Same old Riverton - Community still haunted by its dark past
Back in the late 1990s, Riverton City, which was one of Jamaica's largest squatter settlements, went through a major transformation that was aimed at removing the board houses and zinc fences and replacing them with a new housing scheme what is now known as Riverton Meadows.
The aim, as the Government reported then, was to raise the social status of the community.
But the new houses seem to have done little to raise the social class of the people in the area, as 20 years later, the community is still haunted by its dark past.
Like the days when one of Jamaica's most notorious criminals, Natty Morgan, prowled its crevices and corners, unlit streets and the sounds of gunfights are still characteristics of the community's weary nights, residents told THE STAR.
When THE STAR visited the community late last week, some of the residents said that they regretted making the $15,000 deposit to get their homes.
"No upliftment.
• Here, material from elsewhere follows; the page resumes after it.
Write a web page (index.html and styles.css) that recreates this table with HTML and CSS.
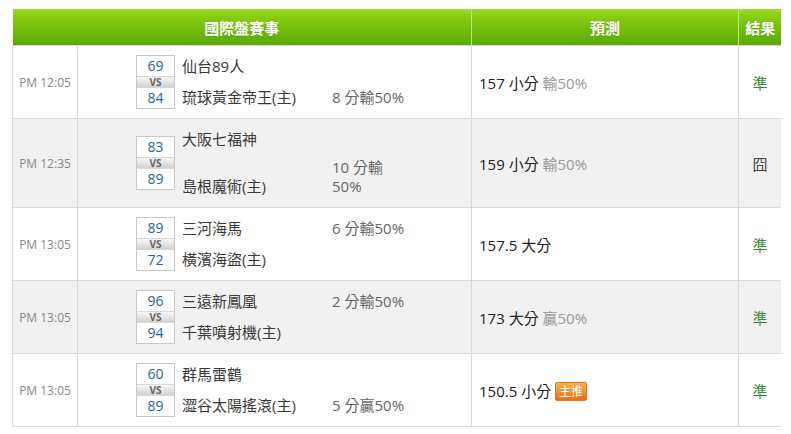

Everything stagnant. We don't have any street lights. Is just the other day dem patch up the road. Sometimes we don't even have garbage truck," a resident, who asked to remain anonymous, told THE STAR. "In the early years, we had street lights, but then dem start to malfunction, and from dem time deh, we nuh have nuh light. I wish mi never, buy nuh house round here."
The resident said that the unlit streets foster the activities of criminals in the area, who have been going at it constantly for the past few weeks.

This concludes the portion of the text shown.